Price break vs. tax break
Deadlines make things happen, especially when tax savings are involved. For the past several years, North Carolina parents have learned to get a lot of back-to-school shopping done on the tax-free weekend in early August.
Prepare to retrain yourselves, parents.
The tax-free weekend fell victim to the tax overhaul approved by the N.C. General Assembly in 2013. The bad news is you’ll have to pay sales tax on back-to-school purchases. The good news is that you can shop throughout the weeks leading up to the start of school on Aug. 25 without missing a tax break.
The National Retail Federation estimates the average person with school-age children will spend $688 on school supplies and clothes this year. State and local sales taxes on that amount make a significant difference — more than $48 in Rowan and Cabarrus, where the rate is 7 percent. (The rate is 7.25 percent in Mecklenburg and 6.75 percent in Davie, Davidson, Iredell and Stanly.)
Instead of limited breaks like the sales tax holidays for back-to-school items or energy-saving appliances — gimmicks, in some people’s view — the legislature went for a simplified tax code that lowered income tax rates and ultimately gave families a bigger tax cut. It’s just less evident at back-to-school time.

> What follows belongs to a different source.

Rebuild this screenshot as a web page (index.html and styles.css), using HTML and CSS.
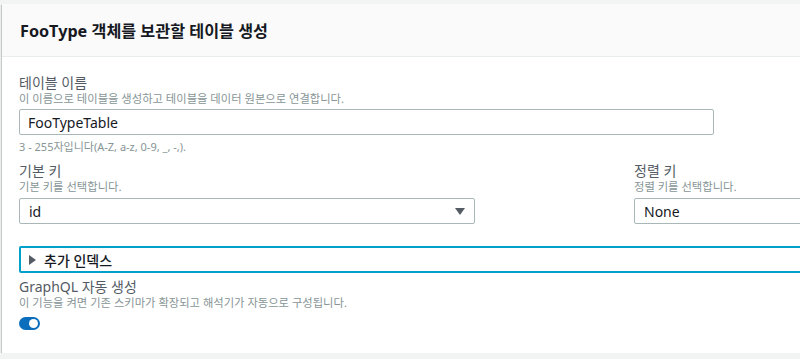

Merchants will have a shot at helping families make up the difference. Concord Mills, for example, is offering a deal it touts as “better than tax-free” — a 10 percent discount on back-to-school items on July 25-27. Local Rowan merchants will come up with special offers too.
If you insist on keeping a tax break, all you have to do is drive to South Carolina, which will still offer a sales-tax holiday for back-to-school shopping on Aug 1-3. You’ll just have to burn some $3.40-a-gallon gasoline to get there.